2 - Parati "bola": a 2ª geração da station-wagon derivada do Gol oportunizou à Volkswagen oferecer até uma opção de apelo mais familiar dentro do segmento dos "populares" quando o motor Hi-Tork 1.0 de 16 válvulas a gasolina foi apresentado a partir do final de '96, e a chegada da carroceria com 4 portas em '98 foi outro fator que ressaltou esse viés do modelo. O motor 1.0 pegou má fama por causa da borra de óleo causada pelo uso de lubrificantes fora do especificado pelo fabricante, embora o motor EA827 "AP" nas versões 1.6 e 1.8 ainda seja mais fácil de ser visto em exemplares remanescentes enquanto o 2.0 praticamente sumiu do mapa, e a bem da verdade motores Volkswagen Diesel ainda valorizados para fazer adaptações como o 1.6 de injeção indireta e o 1.9 SDI já com injeção direta que chegaram a ser oferecidos na Parati em países como a Argentina e o Uruguai certamente permaneceriam agradando a usuários com os mais variados perfis;

3 - Santana "Robocop"/Ford Versailles: modelo compartilhado entre Ford e Volkswagen no contexto da joint-venture AutoLatina no Brasil e na Argentina, tendo a primazia de ser o primeiro automóvel de produção em série brasileiro a contar com freios ABS como opcional a partir de '91, oferecia a proposta de luxo com um certo conservadorismo em meio à ascensão de concorrentes importados. Ainda que um motor Diesel como o 1.6 de injeção indireta da Volkswagen certamente parecesse patético aos olhos de uma parte do público generalista, o fato de ser originário de um projeto modular e compartilhar muitos elementos com o AP 1.8 nas versões a gasolina ou álcool teria favorecido a implementação desse motor, e certamente agradaria tanto a uma parte expressiva daquele público "tiozão" que mantinha o fanatismo por carros de duas portas no Brasil quanto por taxistas.

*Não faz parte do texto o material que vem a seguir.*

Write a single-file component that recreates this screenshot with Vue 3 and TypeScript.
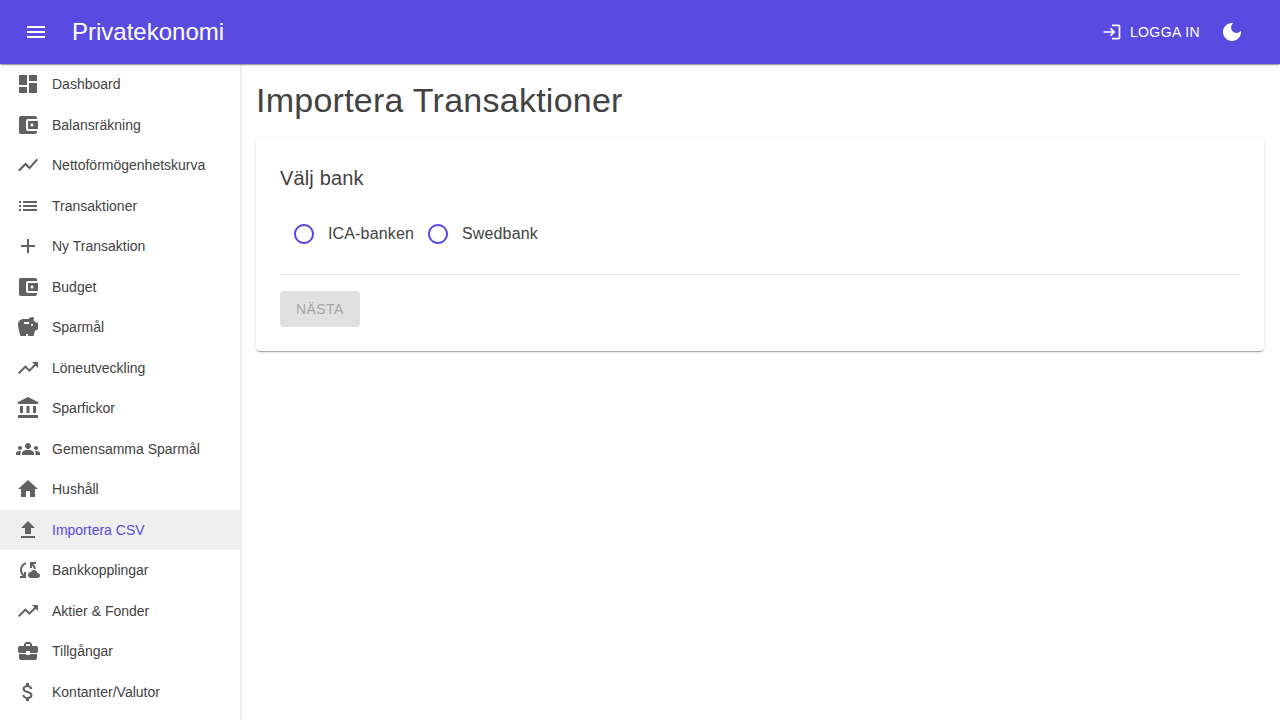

E a bem da verdade, por mais que ficasse com um desempenho bastante modesto, na prática andaria ao mesmo passo de alguns sedãs Mercedes-Benz que vinham através de frotas diplomáticas com motores como o OM615 em versões 2.0 e 2.2 com 55cv e eram revendidos com ágio nas décadas de '70 e '80;

4 - Fiat Palio Adventure de 1ª geração: chegou em '99 com a proposta de comer pelas beiradas junto a uma ascensão dos SUVs, que já naquela época se firmavam como sonhos de consumo da classe média. A tração simples era mantida em nome da simplicidade, em contraste com o peso e a complexidade que eram apontadas como desvantagens dos sistemas de tração 4X4 em SUVs que acabavam circulando por trechos urbanos e rodoviários às vezes sem nem terem a tração suplementar efetivamente aproveitada. O motor 1.6 argentino a gasolina, ainda com 8 válvulas, foi o único usado no Brasil antes do ano 2000 e das remodelações da Palio Adventure, e certamente o torque melhor distribuído entre baixas e médias rotações favoreceu a escolha ao invés da versão de 16 válvulas do mesmo motor que também era usada na Fiat Palio Weekend. No exterior, o motor 1.7 TD70 chegou a ser oferecido, e a princípio como um dos motivos para a ascensão dos SUVs no Brasil foi o fato de modelos 4X4 terem sido autorizados a usar motores Diesel, certamente essa mesma opção se tivesse sido aplicada ao mercado local seria mais favorável, além do mais que posteriormente esse mesmo motor chegou a ser testado por volta de 2007 com o uso de óleos vegetais como combustível alternativo;

5 - Monza tubarão: foi oferecido no Brasil somente com motores 1.8 e 2.0 a gasolina, embora tenha sido um dos modelos usados para o projeto-piloto que culminaria na liberação do uso de gás natural em veículos particulares no Brasil a partir de '96. Para países vizinhos, onde também chegou a usar o nome Chevrolet Mega a exemplo do Uruguai, dispôs de interessantes opções de motores Diesel provenientes da Isuzu como o 4EC1 de 1.5L em versão turbo e o 4EE1 de 1.7L mantendo a aspiração natural. Vale lembrar que com essa remodelação apresentada em '91, o Chevrolet Monza durou apenas até '96 e foi descontinuado basicamente porque a General Motors do Brasil rejeitou a idéia de aplicar catalisador ao modelo nas versões a álcool e gasolina, enquanto para motores Diesel o recurso a esse dispositivo de controle de emissões tenha demorado mais a ser implementado.